UH Takes Offensive Line on Coach's Salary

Hat-tip to Hawaii Reporter’s Jim Dooley for reporting that the University of Hawaii is refusing to release the exact salary of new UH football head coach, Norm Chow, citing “privacy concerns.”

This kneejerk instinct for secrecy by government is part of why people are so fed up with up with it. Like it or not, it’s this simple: when you work for the public, the public gets to know how much it is paying you.

If you don’t like that, there is a vast world—dwindling, but still vast—of privately owned businesses where your salary is nobody’s business but your own.

This also caught my eye in Dooley’s report: Chow can, pending UH approval, get paid for “endorsement deals with athletic equipment suppliers.” How is that even ethical for a government manager, under any circumstance?

Can the student-athletes who actually risk their bodies on the field cash in on endorsements? We expect them to be noble volunteers, doing it all for love of the game.

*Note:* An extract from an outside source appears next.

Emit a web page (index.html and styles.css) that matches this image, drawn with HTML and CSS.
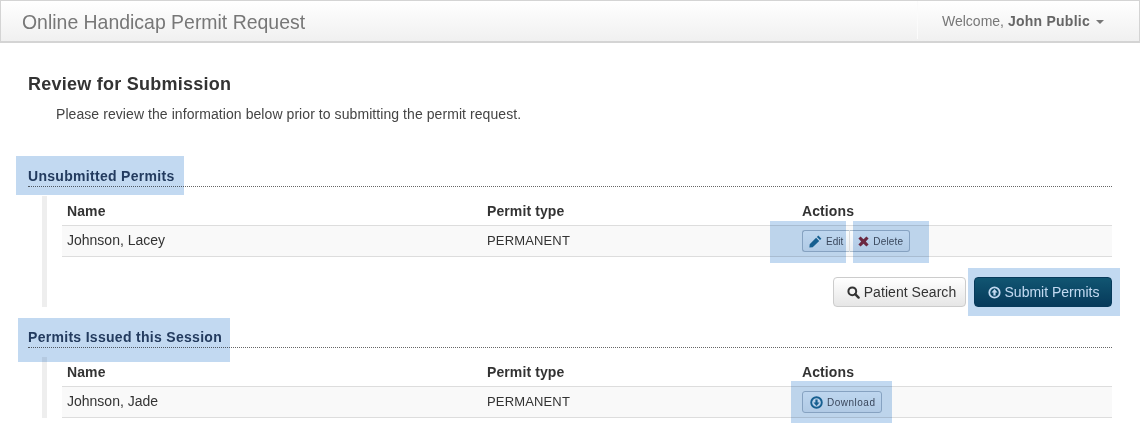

Whether or not you agree that Chow’s salary deserves to be a state secret, you should know that such attitudes in college sports do not occur in a vacuum. One of the most powerful magazine articles I’ve read in the past year was “The Shame of College Sports,” by Taylor Branch, in the October 2011 issue of The Atlantic. It’s a damning, comprehensive overview of the way universities profit off their unpaid sports labor, i.e. student-athletes.